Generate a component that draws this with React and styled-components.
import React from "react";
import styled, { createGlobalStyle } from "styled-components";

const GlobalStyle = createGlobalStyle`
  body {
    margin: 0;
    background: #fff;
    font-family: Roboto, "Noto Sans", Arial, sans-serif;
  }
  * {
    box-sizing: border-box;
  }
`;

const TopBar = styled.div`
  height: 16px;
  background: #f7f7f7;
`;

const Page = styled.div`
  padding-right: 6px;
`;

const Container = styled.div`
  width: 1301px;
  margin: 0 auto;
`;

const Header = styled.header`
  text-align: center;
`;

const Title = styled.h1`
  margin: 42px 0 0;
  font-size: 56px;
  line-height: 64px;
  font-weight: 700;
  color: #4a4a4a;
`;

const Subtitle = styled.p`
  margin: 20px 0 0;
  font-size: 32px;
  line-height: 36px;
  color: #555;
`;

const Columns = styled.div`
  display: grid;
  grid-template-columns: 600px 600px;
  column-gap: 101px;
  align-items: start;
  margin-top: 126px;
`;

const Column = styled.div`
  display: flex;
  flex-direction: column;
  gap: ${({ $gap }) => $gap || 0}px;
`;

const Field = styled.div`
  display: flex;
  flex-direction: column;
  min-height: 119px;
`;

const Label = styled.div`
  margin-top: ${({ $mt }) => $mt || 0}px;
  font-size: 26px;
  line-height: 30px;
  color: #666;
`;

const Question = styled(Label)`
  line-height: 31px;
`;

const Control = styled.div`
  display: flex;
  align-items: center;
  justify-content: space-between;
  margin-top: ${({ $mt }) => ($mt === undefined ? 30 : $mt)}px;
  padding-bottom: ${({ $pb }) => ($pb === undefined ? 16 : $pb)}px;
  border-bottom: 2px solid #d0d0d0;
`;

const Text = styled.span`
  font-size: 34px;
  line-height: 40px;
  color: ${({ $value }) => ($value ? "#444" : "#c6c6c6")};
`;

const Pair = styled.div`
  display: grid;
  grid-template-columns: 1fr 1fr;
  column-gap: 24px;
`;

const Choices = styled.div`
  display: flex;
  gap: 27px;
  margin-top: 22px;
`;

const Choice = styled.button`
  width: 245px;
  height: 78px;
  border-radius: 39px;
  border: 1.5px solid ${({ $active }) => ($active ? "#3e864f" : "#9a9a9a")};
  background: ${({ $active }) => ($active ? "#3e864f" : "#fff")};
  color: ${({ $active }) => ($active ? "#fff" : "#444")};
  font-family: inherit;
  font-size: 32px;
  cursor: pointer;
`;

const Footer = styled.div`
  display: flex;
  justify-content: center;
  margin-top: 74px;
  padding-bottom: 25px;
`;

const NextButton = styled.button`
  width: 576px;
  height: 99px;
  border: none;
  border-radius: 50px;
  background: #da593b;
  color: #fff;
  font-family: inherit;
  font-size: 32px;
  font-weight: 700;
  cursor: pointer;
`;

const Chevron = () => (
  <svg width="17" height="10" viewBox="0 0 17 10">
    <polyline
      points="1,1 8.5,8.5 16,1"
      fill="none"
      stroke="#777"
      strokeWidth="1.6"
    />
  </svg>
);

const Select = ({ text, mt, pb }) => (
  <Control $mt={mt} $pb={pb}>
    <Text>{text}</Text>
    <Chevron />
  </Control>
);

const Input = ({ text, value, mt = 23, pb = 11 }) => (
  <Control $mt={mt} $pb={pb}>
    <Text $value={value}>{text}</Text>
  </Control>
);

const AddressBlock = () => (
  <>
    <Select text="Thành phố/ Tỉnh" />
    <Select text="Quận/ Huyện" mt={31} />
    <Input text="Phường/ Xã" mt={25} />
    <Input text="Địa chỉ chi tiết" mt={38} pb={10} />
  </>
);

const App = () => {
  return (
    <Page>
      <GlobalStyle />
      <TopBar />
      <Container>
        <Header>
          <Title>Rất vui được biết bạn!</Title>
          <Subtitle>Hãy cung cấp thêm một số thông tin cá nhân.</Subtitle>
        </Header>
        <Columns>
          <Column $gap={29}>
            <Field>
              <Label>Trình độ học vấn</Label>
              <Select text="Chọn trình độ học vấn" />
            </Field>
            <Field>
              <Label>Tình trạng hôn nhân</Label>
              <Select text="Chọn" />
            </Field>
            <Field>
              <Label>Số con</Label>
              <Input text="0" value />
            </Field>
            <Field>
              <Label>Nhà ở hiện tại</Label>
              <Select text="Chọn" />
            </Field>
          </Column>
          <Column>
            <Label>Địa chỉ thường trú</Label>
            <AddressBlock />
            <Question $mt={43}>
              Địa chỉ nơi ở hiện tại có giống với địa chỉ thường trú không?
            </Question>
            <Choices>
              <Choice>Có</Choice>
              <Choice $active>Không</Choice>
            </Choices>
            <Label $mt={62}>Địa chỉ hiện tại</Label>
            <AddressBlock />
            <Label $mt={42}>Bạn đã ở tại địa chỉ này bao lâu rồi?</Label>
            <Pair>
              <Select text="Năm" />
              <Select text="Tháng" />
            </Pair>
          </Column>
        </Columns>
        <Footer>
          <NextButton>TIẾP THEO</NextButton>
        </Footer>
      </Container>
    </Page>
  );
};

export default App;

----------------------------------------

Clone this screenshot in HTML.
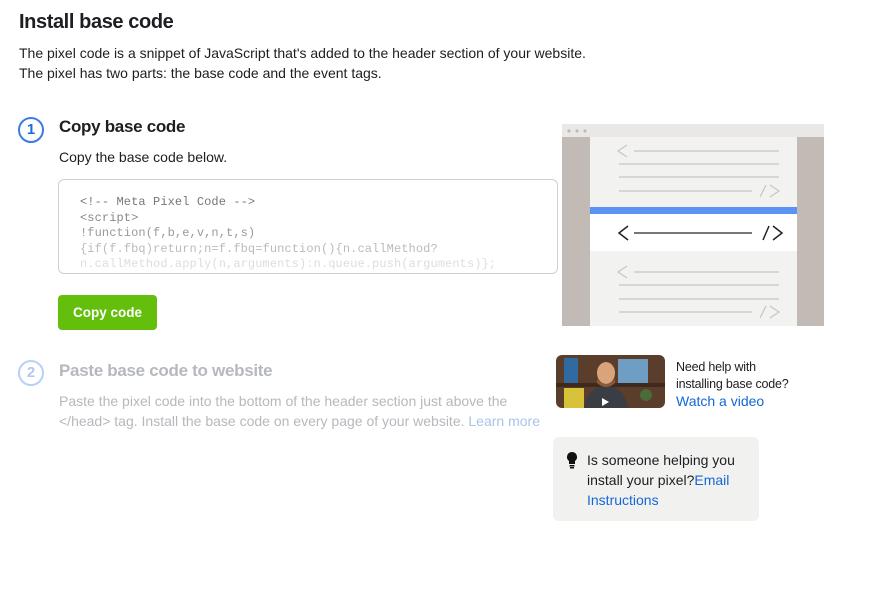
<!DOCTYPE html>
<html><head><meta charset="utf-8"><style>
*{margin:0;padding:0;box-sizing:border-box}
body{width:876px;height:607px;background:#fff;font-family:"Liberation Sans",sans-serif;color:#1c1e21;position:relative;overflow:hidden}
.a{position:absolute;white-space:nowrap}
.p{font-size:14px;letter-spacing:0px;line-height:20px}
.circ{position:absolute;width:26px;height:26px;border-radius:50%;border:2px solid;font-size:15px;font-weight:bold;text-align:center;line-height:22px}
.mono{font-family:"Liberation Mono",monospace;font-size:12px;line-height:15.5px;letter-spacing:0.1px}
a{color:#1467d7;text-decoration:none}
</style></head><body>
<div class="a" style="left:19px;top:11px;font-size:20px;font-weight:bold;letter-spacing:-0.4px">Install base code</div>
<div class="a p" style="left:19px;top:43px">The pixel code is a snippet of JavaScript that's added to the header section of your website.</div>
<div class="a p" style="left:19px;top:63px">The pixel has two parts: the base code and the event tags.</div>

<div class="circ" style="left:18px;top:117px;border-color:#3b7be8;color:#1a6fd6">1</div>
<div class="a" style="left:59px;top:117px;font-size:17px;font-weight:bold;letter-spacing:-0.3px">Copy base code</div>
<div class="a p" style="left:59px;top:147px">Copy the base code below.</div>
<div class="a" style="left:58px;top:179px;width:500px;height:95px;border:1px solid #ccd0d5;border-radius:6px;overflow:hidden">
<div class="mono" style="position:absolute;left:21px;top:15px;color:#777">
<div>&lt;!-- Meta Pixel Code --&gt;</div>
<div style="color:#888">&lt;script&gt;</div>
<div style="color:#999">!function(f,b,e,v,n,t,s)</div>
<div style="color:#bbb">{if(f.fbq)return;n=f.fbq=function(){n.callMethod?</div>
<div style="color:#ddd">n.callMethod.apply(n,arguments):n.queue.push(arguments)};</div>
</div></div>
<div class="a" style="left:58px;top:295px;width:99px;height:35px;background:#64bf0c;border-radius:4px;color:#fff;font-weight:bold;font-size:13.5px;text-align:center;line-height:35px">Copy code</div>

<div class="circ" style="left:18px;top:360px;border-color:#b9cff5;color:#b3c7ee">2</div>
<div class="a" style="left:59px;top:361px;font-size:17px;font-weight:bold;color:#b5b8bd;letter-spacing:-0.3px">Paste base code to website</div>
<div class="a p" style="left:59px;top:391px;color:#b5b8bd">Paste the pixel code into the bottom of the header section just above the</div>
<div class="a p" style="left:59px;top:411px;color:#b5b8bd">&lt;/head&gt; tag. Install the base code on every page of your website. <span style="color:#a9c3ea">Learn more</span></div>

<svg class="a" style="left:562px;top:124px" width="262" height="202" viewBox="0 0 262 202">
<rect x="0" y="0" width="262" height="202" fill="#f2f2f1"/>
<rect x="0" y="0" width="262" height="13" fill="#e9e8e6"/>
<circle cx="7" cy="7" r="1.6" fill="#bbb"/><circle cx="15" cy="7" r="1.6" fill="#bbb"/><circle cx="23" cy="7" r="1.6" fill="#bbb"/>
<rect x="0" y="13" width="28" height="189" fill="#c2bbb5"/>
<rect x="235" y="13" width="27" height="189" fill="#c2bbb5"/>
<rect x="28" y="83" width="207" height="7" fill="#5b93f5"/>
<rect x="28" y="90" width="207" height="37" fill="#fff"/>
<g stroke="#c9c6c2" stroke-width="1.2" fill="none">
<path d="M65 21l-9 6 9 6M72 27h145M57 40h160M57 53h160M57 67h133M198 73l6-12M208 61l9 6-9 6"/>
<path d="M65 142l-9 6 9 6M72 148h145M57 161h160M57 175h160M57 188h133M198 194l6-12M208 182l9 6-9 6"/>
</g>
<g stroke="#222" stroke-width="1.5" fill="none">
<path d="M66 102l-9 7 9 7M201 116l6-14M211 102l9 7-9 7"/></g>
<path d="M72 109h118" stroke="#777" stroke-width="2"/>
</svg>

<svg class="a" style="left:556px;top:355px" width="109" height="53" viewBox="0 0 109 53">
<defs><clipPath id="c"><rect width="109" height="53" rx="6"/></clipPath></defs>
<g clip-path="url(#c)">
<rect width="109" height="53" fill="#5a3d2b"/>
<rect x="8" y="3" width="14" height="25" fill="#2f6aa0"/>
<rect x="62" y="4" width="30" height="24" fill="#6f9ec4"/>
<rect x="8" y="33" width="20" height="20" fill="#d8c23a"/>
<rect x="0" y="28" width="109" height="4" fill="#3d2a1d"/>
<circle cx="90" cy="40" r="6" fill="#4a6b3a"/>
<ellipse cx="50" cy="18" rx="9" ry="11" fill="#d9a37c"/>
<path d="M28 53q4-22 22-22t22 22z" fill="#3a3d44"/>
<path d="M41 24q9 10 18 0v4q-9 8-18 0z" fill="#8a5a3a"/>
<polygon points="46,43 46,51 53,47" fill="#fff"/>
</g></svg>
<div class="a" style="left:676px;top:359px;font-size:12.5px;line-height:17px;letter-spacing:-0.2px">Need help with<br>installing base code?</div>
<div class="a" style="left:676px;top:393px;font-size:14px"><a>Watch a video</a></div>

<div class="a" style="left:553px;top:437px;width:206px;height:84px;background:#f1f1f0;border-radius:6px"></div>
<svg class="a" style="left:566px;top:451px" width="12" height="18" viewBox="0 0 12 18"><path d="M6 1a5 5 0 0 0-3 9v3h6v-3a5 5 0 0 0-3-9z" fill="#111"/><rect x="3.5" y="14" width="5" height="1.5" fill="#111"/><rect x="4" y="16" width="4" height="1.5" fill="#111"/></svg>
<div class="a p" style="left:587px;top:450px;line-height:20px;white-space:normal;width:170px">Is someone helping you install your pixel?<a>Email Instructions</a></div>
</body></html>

----------------------------------------

# WRITTEN REQUEST
The copy should hold exactly the lines from the line with "Clone this screenshot in HTML." to the line with "the event tags.</div>", both ends in, set down without any pictures and with nothing added.

# ANSWER
Clone this screenshot in HTML.
<!DOCTYPE html>
<html><head><meta charset="utf-8"><style>
*{margin:0;padding:0;box-sizing:border-box}
body{width:876px;height:607px;background:#fff;font-family:"Liberation Sans",sans-serif;color:#1c1e21;position:relative;overflow:hidden}
.a{position:absolute;white-space:nowrap}
.p{font-size:14px;letter-spacing:0px;line-height:20px}
.circ{position:absolute;width:26px;height:26px;border-radius:50%;border:2px solid;font-size:15px;font-weight:bold;text-align:center;line-height:22px}
.mono{font-family:"Liberation Mono",monospace;font-size:12px;line-height:15.5px;letter-spacing:0.1px}
a{color:#1467d7;text-decoration:none}
</style></head><body>
<div class="a" style="left:19px;top:11px;font-size:20px;font-weight:bold;letter-spacing:-0.4px">Install base code</div>
<div class="a p" style="left:19px;top:43px">The pixel code is a snippet of JavaScript that's added to the header section of your website.</div>
<div class="a p" style="left:19px;top:63px">The pixel has two parts: the base code and the event tags.</div>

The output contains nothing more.